Expected Changes to the Labour Code

Even though the Czech Republic’s deadline for adopting two EU directives on labour law has expired, the Ministry of Labour and Social Affairs, it is still working on drafts of the necessary amendments to the Labour Code. But what changes can we actually expect?

One EU directive establishes workers‘ rights to information on working conditions and new protections, including the right to more predictable working hours.  It sets two time limits within which workers must be informed of these rights. For the first category of information, there is a time limit of 7 days, for the second one month from the first working day.

The other directive deals with leave of absence for reasons of force majeure, which is unknown in Czech labour law. Its goals is to ensure employees have the right to time off from work on grounds of force majeure for urgent family reasons in the case of illness or accident. Member States may limit the right to a certain amount of time each year, certain cases or both.

This directive also lays down minimum requirements related to flexible working arrangements for parents, i.e. the possibility to adjust working patterns, including the use of remote working arrangements, flexible working schedules, or reduced working hours.

Employees with children up to a specified age, which shall be at least eight years have the right to request flexible working arrangements. The duration may be subject to reasonable limitations. However, there is no general obligation on the employer to accommodate flexible working arrangements. Employers shall consider and respond to requests for flexible working arrangements within a reasonable period of time, taking into account the needs of both the employer and the employee.  Reasons for refusal or postponement of such arrangements have to be provided. Employees shall also have the right to request to return to the original working pattern before the end of the agreed period where justified. 

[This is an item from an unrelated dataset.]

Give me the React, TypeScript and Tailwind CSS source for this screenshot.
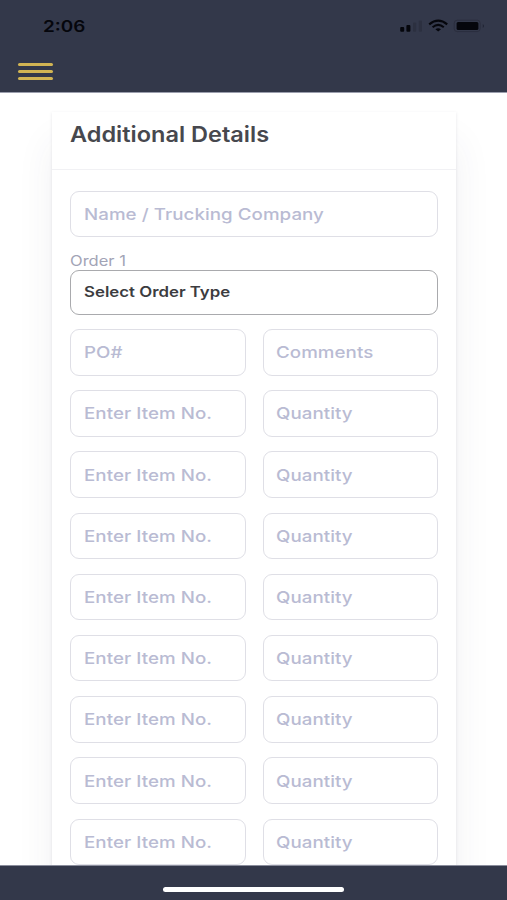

 Dismissal of employees, on the grounds that they have applied for, or have taken, paternity, parental or carers´ leave or have exercised the right to request flexible working arrangements are to be banned. Employees may request the employer to provide duly substantiated reasons for their dismissal and the employer shall provide reasons for the dismissal in writing.

It is also expected that the forthcoming amendment will set rules for remote working. All employers and their HR staff are advised to pay attention to the forthcoming amendment to the Labour Code, which will hopefully be known as in the nearest future.